▶ **GIVEN PROBLEM**
Output the data below in full, character for character.

▶ **RECORDED DATA**
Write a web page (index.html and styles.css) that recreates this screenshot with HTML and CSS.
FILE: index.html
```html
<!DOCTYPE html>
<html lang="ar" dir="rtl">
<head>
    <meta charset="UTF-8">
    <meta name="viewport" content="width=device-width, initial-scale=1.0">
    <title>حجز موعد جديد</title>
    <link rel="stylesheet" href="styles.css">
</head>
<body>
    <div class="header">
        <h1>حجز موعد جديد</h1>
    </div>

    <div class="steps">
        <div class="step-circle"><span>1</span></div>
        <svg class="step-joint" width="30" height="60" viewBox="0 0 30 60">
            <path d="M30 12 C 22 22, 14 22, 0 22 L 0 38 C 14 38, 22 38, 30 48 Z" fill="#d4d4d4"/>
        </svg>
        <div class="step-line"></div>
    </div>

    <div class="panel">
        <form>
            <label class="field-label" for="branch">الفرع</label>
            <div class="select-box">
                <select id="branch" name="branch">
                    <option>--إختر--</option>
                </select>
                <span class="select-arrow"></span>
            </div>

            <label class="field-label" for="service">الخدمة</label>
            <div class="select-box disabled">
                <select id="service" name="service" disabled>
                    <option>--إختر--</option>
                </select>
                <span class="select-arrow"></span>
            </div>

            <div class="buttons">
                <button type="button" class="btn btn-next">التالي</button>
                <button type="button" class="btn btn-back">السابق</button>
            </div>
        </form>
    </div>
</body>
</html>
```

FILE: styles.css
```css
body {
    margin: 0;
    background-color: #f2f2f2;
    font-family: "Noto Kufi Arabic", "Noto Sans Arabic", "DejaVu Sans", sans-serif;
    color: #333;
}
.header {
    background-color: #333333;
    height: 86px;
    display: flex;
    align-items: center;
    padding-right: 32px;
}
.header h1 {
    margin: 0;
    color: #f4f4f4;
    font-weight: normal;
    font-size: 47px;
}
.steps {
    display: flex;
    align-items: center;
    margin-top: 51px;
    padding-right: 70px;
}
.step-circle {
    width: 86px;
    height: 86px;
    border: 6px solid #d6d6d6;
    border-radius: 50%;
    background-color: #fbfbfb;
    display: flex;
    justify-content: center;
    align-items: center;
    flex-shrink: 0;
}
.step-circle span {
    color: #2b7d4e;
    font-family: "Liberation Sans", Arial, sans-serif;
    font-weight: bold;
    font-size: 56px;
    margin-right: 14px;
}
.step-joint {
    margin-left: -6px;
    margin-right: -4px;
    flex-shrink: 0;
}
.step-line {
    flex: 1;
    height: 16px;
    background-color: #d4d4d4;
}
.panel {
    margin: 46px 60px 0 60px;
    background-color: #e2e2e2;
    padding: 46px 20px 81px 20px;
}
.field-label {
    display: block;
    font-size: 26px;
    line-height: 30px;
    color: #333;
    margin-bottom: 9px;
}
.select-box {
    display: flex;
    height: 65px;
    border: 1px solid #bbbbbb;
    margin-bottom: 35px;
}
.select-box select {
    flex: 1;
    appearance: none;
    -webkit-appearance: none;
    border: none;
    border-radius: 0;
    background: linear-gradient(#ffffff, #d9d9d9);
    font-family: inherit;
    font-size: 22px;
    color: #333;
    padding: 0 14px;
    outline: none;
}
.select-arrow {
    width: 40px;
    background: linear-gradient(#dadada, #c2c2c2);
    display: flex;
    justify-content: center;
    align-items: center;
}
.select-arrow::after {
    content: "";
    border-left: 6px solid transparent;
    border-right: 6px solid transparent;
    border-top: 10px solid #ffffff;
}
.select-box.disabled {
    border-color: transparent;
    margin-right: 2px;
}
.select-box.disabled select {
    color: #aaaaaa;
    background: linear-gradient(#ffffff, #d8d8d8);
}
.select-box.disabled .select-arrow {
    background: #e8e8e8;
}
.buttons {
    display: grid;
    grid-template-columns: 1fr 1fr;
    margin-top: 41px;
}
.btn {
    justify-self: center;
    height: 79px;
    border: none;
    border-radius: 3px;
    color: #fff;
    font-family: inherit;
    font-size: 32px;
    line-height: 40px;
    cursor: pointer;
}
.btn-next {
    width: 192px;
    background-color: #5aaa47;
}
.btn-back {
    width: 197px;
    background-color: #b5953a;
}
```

▶ **RIGHT ANSWER**
Write a web page (index.html and styles.css) that recreates this screenshot with HTML and CSS.
FILE: index.html
```html
<!DOCTYPE html>
<html lang="ar" dir="rtl">
<head>
    <meta charset="UTF-8">
    <meta name="viewport" content="width=device-width, initial-scale=1.0">
    <title>حجز موعد جديد</title>
    <link rel="stylesheet" href="styles.css">
</head>
<body>
    <div class="header">
        <h1>حجز موعد جديد</h1>
    </div>

    <div class="steps">
        <div class="step-circle"><span>1</span></div>
        <svg class="step-joint" width="30" height="60" viewBox="0 0 30 60">
            <path d="M30 12 C 22 22, 14 22, 0 22 L 0 38 C 14 38, 22 38, 30 48 Z" fill="#d4d4d4"/>
        </svg>
        <div class="step-line"></div>
    </div>

    <div class="panel">
        <form>
            <label class="field-label" for="branch">الفرع</label>
            <div class="select-box">
                <select id="branch" name="branch">
                    <option>--إختر--</option>
                </select>
                <span class="select-arrow"></span>
            </div>

            <label class="field-label" for="service">الخدمة</label>
            <div class="select-box disabled">
                <select id="service" name="service" disabled>
                    <option>--إختر--</option>
                </select>
                <span class="select-arrow"></span>
            </div>

            <div class="buttons">
                <button type="button" class="btn btn-next">التالي</button>
                <button type="button" class="btn btn-back">السابق</button>
            </div>
        </form>
    </div>
</body>
</html>
```

FILE: styles.css
```css
body {
    margin: 0;
    background-color: #f2f2f2;
    font-family: "Noto Kufi Arabic", "Noto Sans Arabic", "DejaVu Sans", sans-serif;
    color: #333;
}
.header {
    background-color: #333333;
    height: 86px;
    display: flex;
    align-items: center;
    padding-right: 32px;
}
.header h1 {
    margin: 0;
    color: #f4f4f4;
    font-weight: normal;
    font-size: 47px;
}
.steps {
    display: flex;
    align-items: center;
    margin-top: 51px;
    padding-right: 70px;
}
.step-circle {
    width: 86px;
    height: 86px;
    border: 6px solid #d6d6d6;
    border-radius: 50%;
    background-color: #fbfbfb;
    display: flex;
    justify-content: center;
    align-items: center;
    flex-shrink: 0;
}
.step-circle span {
    color: #2b7d4e;
    font-family: "Liberation Sans", Arial, sans-serif;
    font-weight: bold;
    font-size: 56px;
    margin-right: 14px;
}
.step-joint {
    margin-left: -6px;
    margin-right: -4px;
    flex-shrink: 0;
}
.step-line {
    flex: 1;
    height: 16px;
    background-color: #d4d4d4;
}
.panel {
    margin: 46px 60px 0 60px;
    background-color: #e2e2e2;
    padding: 46px 20px 81px 20px;
}
.field-label {
    display: block;
    font-size: 26px;
    line-height: 30px;
    color: #333;
    margin-bottom: 9px;
}
.select-box {
    display: flex;
    height: 65px;
    border: 1px solid #bbbbbb;
    margin-bottom: 35px;
}
.select-box select {
    flex: 1;
    appearance: none;
    -webkit-appearance: none;
    border: none;
    border-radius: 0;
    background: linear-gradient(#ffffff, #d9d9d9);
    font-family: inherit;
    font-size: 22px;
    color: #333;
    padding: 0 14px;
    outline: none;
}
.select-arrow {
    width: 40px;
    background: linear-gradient(#dadada, #c2c2c2);
    display: flex;
    justify-content: center;
    align-items: center;
}
.select-arrow::after {
    content: "";
    border-left: 6px solid transparent;
    border-right: 6px solid transparent;
    border-top: 10px solid #ffffff;
}
.select-box.disabled {
    border-color: transparent;
    margin-right: 2px;
}
.select-box.disabled select {
    color: #aaaaaa;
    background: linear-gradient(#ffffff, #d8d8d8);
}
.select-box.disabled .select-arrow {
    background: #e8e8e8;
}
.buttons {
    display: grid;
    grid-template-columns: 1fr 1fr;
    margin-top: 41px;
}
.btn {
    justify-self: center;
    height: 79px;
    border: none;
    border-radius: 3px;
    color: #fff;
    font-family: inherit;
    font-size: 32px;
    line-height: 40px;
    cursor: pointer;
}
.btn-next {
    width: 192px;
    background-color: #5aaa47;
}
.btn-back {
    width: 197px;
    background-color: #b5953a;
}
```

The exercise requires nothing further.